*Your task*:
Skip pictures in the listing below; copy exactly the lines from the one with "Write a web" through the one with "h-[564px] overflow-hidden bg-white", inclusive.

*Listed records*:
-- START --

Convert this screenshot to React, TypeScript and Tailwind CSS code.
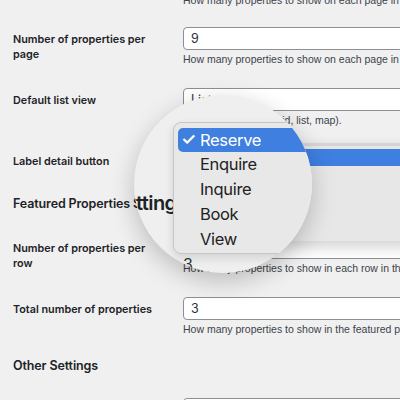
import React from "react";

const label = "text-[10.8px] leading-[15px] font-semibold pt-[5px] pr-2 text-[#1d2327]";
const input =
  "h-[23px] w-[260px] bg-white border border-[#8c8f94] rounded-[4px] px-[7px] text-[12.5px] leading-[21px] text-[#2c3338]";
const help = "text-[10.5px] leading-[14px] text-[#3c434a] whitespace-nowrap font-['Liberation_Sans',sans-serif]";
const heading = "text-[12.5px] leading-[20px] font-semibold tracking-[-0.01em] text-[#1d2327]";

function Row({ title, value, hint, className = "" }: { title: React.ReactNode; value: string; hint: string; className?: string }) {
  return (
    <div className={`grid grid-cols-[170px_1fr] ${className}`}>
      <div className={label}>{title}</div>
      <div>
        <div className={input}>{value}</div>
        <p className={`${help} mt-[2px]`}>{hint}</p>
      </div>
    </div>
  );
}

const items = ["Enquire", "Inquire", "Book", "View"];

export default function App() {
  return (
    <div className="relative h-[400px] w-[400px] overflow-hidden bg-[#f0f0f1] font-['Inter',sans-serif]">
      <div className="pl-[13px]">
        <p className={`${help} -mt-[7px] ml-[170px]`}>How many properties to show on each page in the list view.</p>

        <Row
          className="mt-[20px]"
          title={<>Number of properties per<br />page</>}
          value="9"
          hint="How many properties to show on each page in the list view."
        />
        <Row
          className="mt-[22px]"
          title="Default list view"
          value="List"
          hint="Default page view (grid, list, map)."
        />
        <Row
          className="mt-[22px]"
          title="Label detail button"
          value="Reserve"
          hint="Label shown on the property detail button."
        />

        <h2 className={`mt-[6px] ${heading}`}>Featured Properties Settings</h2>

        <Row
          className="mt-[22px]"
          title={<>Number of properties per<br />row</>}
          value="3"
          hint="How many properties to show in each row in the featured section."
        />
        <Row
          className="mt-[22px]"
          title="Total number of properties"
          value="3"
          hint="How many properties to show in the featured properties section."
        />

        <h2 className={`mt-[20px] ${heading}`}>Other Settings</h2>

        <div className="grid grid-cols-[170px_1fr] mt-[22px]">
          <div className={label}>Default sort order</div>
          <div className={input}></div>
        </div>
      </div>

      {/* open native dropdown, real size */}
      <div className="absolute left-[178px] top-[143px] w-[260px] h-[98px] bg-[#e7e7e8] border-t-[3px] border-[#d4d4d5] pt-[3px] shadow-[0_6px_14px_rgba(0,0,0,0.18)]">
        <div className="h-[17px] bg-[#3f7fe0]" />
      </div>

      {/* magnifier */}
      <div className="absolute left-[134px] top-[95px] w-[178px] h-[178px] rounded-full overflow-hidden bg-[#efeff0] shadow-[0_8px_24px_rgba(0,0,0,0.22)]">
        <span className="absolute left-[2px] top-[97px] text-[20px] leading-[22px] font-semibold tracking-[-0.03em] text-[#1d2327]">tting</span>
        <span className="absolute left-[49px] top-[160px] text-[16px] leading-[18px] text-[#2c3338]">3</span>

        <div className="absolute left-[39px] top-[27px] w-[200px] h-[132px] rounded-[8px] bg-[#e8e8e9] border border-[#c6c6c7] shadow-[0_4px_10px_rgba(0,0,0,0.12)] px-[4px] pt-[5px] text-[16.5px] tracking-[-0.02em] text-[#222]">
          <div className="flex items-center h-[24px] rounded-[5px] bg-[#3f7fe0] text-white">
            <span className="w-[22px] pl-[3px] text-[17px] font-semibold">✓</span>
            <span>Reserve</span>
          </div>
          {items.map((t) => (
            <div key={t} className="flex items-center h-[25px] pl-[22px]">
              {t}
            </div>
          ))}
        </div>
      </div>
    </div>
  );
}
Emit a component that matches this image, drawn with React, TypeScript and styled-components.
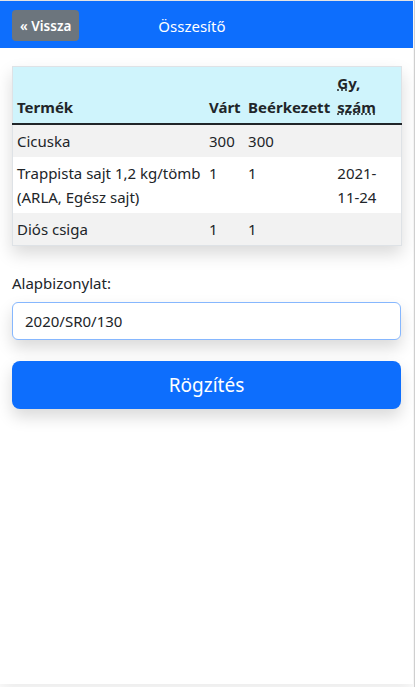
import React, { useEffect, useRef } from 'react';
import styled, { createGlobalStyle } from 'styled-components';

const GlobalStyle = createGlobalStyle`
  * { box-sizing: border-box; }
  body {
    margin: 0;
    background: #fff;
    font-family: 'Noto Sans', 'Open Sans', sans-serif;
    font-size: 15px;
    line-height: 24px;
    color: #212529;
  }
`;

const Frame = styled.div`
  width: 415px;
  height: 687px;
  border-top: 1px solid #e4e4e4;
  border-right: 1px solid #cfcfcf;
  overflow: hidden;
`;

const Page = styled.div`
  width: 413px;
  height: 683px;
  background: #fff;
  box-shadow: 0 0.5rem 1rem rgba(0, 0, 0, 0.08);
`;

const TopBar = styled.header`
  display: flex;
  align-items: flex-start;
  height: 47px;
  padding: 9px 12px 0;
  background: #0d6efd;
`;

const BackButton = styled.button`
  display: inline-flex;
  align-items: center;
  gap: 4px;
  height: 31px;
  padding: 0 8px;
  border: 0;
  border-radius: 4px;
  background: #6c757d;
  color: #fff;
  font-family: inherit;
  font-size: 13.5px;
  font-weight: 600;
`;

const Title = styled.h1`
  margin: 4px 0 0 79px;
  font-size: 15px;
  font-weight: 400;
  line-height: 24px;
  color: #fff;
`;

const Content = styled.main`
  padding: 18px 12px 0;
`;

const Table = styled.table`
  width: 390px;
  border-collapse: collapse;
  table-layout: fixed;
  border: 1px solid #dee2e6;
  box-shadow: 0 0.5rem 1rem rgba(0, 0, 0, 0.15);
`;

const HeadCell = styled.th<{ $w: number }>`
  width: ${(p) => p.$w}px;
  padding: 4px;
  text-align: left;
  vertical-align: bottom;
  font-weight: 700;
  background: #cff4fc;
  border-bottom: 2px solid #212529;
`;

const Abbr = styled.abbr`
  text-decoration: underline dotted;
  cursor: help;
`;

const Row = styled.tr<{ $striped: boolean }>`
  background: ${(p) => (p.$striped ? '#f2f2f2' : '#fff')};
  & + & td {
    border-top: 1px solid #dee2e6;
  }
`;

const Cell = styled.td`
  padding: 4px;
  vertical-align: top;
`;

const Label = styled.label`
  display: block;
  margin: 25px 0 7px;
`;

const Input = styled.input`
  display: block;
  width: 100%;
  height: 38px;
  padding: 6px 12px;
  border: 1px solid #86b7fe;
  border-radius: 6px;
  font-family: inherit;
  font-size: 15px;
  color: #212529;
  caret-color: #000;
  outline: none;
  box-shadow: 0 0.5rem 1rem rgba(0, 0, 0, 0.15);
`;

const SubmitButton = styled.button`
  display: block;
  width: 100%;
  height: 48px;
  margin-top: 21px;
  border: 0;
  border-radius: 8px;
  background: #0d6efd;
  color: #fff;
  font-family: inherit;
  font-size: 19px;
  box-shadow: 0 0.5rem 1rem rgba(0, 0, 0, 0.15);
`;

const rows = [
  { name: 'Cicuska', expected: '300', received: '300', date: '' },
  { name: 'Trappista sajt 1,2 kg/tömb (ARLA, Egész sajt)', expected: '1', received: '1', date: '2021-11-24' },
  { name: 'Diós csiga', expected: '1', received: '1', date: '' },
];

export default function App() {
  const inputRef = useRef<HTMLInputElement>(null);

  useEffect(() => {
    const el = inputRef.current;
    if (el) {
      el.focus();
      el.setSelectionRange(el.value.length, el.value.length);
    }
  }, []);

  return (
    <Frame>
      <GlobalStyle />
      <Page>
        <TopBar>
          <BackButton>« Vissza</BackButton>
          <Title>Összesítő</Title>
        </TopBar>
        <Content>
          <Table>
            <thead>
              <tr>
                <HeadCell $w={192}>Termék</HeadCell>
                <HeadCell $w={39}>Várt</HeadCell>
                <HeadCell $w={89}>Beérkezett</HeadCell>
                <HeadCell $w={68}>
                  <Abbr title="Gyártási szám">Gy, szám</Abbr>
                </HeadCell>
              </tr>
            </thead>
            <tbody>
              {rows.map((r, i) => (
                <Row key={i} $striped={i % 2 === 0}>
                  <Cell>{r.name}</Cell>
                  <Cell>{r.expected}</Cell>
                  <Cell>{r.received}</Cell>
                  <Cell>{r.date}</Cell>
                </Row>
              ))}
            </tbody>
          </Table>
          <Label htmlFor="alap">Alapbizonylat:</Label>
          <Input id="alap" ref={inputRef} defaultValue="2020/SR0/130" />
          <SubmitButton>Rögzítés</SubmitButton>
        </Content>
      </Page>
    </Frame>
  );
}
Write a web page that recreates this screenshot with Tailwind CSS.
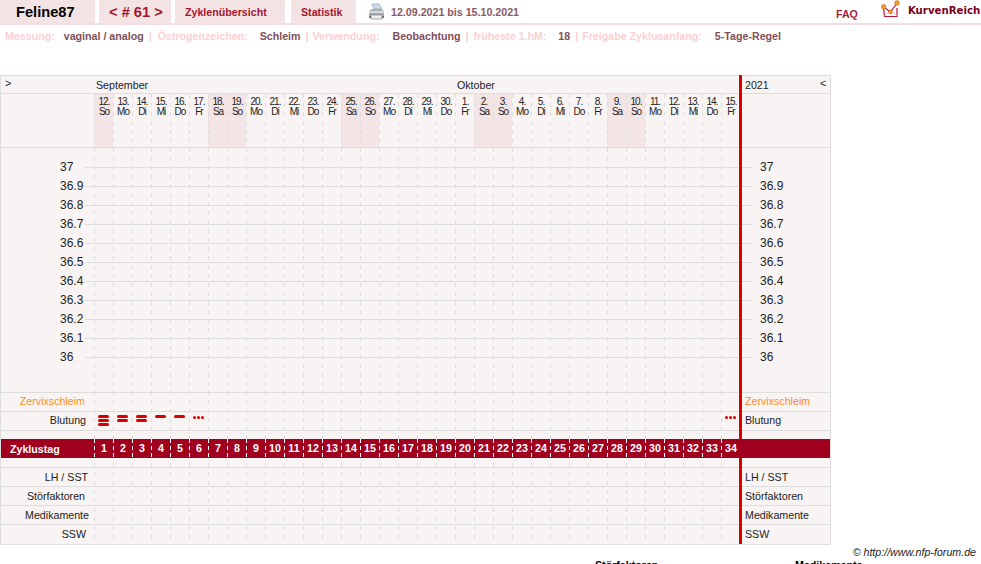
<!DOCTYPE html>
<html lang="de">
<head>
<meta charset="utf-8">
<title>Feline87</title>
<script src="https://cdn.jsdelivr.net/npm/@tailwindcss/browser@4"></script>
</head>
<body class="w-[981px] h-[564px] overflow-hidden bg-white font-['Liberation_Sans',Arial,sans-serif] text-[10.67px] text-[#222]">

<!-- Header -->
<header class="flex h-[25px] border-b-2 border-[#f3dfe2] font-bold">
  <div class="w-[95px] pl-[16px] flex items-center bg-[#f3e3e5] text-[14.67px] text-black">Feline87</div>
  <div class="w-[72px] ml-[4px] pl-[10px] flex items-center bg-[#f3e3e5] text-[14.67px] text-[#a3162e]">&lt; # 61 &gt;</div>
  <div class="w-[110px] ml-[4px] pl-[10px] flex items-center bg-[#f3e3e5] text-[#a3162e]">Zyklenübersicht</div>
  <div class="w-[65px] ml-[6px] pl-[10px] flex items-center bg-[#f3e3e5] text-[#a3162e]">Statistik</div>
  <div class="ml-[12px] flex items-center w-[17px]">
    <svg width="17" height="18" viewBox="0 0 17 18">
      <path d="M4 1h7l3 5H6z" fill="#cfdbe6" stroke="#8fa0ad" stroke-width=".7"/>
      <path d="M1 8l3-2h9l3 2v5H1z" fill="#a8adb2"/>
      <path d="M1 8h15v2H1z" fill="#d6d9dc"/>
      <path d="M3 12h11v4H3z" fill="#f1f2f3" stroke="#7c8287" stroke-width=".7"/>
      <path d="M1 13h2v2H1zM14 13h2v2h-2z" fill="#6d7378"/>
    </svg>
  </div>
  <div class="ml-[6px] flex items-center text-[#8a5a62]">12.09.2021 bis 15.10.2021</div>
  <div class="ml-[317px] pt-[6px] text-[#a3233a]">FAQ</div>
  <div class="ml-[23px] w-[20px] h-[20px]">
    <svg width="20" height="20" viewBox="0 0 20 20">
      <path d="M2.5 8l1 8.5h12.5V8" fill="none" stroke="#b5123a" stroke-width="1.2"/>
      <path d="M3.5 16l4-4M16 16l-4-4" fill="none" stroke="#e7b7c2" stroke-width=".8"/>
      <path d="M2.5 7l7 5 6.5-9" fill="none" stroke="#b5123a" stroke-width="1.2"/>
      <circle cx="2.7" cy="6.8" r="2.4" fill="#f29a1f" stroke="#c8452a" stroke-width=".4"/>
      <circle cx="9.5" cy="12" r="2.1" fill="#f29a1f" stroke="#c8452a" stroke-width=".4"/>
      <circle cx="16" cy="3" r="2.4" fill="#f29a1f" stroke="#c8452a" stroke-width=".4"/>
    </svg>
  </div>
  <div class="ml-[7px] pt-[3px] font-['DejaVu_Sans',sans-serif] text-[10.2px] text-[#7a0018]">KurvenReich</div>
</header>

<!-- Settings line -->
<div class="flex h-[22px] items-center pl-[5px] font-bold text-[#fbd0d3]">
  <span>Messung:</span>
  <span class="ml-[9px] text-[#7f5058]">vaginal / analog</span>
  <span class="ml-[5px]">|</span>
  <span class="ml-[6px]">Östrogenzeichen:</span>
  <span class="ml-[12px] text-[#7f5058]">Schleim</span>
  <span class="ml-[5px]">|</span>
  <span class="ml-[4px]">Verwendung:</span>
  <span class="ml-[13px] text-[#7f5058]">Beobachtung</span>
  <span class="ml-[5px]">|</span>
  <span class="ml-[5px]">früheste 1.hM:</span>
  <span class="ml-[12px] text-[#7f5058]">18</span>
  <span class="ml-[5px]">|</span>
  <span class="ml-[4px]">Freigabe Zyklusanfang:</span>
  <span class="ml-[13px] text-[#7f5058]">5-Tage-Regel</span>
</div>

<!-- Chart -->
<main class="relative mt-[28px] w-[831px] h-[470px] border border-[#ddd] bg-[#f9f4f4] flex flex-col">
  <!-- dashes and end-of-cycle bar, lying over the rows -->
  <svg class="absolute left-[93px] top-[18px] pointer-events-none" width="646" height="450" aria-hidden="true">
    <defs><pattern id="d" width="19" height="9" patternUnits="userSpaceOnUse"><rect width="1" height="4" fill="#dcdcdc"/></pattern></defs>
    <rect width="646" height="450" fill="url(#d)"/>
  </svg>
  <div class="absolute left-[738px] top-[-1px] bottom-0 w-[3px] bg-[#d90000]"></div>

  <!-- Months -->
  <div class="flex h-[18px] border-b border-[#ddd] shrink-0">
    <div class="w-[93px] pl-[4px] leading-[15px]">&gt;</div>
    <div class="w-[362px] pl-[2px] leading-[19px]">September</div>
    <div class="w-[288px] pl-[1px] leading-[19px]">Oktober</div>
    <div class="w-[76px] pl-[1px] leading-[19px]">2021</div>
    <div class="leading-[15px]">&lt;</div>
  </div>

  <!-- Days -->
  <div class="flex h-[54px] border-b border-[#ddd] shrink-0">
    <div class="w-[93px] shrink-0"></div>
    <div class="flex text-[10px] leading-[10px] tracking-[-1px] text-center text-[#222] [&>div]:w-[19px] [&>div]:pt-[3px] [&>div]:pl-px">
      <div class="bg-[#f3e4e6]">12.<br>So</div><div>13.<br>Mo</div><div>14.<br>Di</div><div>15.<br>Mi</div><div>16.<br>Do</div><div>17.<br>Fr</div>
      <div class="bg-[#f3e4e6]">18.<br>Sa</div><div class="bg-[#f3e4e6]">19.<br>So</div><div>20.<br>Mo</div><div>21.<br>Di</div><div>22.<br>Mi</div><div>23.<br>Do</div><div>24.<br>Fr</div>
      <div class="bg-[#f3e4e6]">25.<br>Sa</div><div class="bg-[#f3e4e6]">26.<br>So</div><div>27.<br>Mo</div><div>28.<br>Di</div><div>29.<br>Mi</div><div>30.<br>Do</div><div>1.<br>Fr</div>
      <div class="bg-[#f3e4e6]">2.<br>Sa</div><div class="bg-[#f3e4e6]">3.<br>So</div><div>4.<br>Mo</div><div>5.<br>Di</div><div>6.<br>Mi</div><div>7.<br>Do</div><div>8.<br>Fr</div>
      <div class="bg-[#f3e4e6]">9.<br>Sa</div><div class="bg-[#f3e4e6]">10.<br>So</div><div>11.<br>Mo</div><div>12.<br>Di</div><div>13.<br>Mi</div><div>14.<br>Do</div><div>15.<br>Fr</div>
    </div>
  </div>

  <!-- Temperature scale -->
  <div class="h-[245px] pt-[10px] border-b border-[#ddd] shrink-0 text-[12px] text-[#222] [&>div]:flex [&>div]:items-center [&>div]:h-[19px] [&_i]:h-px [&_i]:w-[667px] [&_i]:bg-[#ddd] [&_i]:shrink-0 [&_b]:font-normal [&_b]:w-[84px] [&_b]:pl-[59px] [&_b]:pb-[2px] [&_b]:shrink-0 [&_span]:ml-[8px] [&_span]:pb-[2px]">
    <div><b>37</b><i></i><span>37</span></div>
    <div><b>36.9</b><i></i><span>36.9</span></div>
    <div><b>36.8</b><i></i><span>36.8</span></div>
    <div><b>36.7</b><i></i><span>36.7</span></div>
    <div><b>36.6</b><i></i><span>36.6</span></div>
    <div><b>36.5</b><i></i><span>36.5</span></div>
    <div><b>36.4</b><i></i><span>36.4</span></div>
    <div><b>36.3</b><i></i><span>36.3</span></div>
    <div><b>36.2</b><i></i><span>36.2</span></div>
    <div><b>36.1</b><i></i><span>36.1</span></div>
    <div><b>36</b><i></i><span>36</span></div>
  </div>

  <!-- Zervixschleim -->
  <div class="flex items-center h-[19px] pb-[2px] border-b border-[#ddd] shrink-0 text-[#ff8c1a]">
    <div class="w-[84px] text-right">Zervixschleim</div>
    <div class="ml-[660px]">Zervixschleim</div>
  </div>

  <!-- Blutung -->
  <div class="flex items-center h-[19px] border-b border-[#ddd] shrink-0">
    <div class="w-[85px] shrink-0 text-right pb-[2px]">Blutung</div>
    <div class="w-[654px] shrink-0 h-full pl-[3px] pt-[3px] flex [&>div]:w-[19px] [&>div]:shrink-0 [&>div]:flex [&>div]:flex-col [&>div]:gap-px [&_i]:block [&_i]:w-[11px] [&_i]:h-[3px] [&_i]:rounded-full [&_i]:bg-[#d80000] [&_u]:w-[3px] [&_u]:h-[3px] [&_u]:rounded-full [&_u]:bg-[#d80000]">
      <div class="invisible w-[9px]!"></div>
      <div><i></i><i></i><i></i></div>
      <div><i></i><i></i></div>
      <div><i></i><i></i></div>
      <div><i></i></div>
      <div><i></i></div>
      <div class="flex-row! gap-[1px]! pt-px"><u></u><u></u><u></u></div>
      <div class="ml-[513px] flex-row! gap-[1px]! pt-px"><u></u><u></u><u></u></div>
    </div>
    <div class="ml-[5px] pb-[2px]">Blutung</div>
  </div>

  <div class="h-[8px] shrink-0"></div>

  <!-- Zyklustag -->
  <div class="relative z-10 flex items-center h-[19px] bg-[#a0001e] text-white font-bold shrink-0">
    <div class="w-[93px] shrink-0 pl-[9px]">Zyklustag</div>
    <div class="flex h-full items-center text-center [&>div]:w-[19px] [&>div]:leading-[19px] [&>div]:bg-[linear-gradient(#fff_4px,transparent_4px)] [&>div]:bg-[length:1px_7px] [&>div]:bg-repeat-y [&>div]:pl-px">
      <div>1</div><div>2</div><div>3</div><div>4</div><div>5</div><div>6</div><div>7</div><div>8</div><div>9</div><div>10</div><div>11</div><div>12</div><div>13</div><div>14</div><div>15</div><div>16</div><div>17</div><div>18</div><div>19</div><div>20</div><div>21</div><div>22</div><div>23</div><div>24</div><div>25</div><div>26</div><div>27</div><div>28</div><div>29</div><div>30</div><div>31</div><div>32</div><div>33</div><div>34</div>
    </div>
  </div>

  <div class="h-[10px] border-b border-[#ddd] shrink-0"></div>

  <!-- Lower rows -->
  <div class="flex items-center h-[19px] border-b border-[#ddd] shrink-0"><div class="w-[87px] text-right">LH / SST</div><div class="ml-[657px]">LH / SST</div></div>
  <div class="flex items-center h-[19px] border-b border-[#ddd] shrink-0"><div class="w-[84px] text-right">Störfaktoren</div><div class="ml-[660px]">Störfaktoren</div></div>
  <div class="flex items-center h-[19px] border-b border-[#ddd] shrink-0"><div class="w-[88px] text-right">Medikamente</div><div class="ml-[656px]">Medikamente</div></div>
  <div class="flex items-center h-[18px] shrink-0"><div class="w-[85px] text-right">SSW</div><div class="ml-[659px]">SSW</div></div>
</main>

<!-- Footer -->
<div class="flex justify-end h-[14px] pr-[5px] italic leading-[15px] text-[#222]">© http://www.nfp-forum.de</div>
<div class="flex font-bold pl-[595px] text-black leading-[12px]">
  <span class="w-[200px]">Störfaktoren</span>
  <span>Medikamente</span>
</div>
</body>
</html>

-- END --

*Solution for this exercise*:
Write a web page that recreates this screenshot with Tailwind CSS.
<!DOCTYPE html>
<html lang="de">
<head>
<meta charset="utf-8">
<title>Feline87</title>
<script src="https://cdn.jsdelivr.net/npm/@tailwindcss/browser@4"></script>
</head>
<body class="w-[981px] h-[564px] overflow-hidden bg-white font-['Liberation_Sans',Arial,sans-serif] text-[10.67px] text-[#222]">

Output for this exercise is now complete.